__STORED DATA__.
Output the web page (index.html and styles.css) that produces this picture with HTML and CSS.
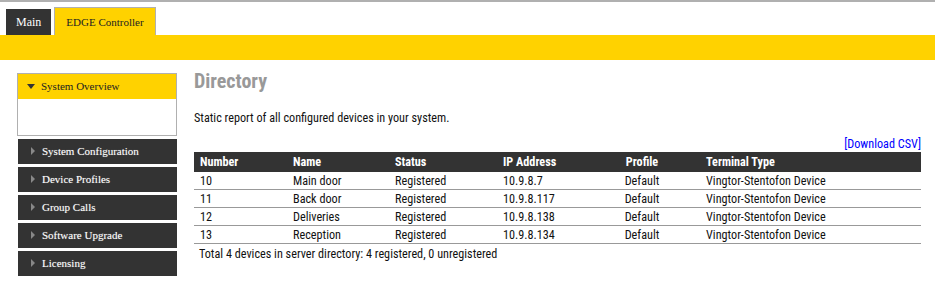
...
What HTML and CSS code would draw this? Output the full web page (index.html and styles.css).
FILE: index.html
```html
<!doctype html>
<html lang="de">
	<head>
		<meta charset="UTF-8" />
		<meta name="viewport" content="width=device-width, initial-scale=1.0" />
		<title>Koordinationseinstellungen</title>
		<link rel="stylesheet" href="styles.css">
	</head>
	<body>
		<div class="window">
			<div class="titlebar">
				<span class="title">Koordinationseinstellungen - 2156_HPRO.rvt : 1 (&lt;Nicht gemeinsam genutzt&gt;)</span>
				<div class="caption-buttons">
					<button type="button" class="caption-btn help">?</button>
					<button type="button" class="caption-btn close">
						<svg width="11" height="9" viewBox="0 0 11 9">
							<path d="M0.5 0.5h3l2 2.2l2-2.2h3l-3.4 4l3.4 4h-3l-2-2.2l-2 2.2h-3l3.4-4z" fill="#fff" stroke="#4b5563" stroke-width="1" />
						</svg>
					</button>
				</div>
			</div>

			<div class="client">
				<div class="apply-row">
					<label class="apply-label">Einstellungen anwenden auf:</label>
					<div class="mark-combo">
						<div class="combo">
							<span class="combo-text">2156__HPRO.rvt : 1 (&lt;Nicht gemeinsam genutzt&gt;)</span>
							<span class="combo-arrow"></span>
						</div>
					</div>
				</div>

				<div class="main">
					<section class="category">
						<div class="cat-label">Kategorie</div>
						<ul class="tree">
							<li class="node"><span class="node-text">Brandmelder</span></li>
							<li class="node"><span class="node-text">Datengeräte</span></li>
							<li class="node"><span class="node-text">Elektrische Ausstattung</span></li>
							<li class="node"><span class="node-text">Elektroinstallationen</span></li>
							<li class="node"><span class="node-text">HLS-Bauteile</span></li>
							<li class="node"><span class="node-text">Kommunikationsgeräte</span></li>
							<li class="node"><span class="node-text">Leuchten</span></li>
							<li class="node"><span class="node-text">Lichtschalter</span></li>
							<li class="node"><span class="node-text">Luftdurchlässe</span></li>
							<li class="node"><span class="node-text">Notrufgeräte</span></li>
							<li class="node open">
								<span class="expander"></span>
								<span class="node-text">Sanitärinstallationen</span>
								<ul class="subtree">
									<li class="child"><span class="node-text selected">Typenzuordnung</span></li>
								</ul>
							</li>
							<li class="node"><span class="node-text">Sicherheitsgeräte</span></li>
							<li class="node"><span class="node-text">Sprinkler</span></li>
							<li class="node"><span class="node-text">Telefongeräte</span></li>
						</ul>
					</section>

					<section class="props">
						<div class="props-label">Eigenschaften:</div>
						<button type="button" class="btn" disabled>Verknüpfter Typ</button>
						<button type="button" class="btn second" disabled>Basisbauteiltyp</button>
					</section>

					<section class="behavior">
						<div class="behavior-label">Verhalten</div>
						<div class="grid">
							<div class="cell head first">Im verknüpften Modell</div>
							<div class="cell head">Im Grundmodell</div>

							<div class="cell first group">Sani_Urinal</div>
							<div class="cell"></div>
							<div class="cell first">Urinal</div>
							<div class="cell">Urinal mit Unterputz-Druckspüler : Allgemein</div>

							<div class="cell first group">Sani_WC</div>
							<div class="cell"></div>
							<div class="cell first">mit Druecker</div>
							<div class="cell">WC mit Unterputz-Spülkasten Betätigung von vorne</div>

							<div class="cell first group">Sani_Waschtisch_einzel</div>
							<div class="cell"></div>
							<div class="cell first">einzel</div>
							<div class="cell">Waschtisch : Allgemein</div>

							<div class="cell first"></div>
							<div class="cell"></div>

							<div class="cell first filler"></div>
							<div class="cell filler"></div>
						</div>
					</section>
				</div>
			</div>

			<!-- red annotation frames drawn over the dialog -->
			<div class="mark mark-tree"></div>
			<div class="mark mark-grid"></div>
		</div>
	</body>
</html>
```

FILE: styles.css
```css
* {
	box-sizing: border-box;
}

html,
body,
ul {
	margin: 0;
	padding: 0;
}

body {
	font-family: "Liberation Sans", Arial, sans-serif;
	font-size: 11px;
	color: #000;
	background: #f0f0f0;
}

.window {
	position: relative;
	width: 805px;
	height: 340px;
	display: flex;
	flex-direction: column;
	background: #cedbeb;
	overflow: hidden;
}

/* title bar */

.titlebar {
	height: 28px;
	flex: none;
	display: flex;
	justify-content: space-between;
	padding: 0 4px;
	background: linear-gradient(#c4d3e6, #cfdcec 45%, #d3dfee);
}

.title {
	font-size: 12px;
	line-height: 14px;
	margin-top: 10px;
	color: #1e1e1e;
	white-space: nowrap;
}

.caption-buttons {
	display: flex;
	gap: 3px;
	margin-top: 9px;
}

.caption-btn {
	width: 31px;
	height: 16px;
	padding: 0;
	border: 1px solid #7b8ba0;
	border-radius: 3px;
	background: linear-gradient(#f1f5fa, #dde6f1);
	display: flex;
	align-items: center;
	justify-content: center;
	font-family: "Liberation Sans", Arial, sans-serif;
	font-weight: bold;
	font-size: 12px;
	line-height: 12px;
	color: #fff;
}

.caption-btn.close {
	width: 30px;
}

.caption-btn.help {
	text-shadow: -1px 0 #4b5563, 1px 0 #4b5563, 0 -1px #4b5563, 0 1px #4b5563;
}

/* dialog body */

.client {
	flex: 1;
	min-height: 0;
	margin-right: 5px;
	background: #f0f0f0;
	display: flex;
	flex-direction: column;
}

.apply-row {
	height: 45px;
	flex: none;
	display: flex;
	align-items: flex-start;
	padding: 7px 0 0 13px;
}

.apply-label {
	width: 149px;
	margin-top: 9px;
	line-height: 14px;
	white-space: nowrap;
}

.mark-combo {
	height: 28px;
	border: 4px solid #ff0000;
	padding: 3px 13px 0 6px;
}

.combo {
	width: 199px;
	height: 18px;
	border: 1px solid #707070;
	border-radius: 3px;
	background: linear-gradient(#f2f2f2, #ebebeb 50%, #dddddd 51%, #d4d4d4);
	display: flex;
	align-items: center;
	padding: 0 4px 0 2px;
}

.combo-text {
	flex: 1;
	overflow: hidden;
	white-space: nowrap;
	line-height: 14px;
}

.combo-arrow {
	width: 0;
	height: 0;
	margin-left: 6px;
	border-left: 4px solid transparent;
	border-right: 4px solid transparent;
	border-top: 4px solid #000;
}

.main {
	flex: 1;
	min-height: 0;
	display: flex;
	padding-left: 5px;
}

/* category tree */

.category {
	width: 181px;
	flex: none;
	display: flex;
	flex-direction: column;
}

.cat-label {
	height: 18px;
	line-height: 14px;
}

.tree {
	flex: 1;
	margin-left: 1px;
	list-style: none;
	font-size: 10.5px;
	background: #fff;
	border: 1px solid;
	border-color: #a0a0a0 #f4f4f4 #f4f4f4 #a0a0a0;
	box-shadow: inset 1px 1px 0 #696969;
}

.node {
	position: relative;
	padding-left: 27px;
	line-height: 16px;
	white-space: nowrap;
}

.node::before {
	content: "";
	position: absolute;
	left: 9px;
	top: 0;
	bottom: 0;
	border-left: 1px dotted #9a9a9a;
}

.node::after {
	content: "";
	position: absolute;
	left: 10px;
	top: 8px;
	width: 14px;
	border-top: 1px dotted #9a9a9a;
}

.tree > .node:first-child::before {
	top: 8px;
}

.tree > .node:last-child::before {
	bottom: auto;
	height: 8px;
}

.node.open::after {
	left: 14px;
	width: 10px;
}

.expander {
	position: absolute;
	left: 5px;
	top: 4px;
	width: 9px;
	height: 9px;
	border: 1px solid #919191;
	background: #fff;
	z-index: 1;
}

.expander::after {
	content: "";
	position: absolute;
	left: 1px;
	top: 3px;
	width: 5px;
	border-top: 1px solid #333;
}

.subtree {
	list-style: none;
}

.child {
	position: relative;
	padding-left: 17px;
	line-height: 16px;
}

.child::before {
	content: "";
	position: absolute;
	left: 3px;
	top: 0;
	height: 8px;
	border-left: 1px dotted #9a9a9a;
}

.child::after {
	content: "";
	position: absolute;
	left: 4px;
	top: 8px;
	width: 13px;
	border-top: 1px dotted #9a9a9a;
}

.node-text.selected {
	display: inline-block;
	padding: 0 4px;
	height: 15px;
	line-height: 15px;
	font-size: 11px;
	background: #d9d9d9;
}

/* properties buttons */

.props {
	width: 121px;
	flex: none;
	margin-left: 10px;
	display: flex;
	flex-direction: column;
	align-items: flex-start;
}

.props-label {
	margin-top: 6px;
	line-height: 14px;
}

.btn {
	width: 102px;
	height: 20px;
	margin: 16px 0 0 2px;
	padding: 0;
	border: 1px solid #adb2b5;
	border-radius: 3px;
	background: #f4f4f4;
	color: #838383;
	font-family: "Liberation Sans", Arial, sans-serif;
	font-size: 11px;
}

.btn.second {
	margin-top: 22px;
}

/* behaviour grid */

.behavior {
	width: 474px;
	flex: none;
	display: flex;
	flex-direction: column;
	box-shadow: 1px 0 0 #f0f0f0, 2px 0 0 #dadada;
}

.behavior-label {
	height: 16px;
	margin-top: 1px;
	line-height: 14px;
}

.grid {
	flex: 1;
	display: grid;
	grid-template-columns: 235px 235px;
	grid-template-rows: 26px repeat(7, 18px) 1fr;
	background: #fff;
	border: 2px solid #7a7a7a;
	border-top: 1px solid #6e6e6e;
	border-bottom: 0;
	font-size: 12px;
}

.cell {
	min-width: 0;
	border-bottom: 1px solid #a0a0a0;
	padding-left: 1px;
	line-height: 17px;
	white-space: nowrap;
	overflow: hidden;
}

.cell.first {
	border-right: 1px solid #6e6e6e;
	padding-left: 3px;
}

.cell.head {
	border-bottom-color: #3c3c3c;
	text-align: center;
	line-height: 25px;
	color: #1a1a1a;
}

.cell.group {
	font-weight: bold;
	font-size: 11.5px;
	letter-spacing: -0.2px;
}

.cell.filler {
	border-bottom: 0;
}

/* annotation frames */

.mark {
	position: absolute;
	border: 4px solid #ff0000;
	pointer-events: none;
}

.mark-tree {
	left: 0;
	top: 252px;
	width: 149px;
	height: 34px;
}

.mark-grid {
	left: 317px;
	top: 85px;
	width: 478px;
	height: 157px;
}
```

__WRITTEN INSTRUCTION__.
Look for the word "index" and return every line where it occurs.

__EXERCISE SOLUTION__.
Output the web page (index.html and styles.css) that produces this picture with HTML and CSS.
What HTML and CSS code would draw this? Output the full web page (index.html and styles.css).
FILE: index.html
	z-index: 1;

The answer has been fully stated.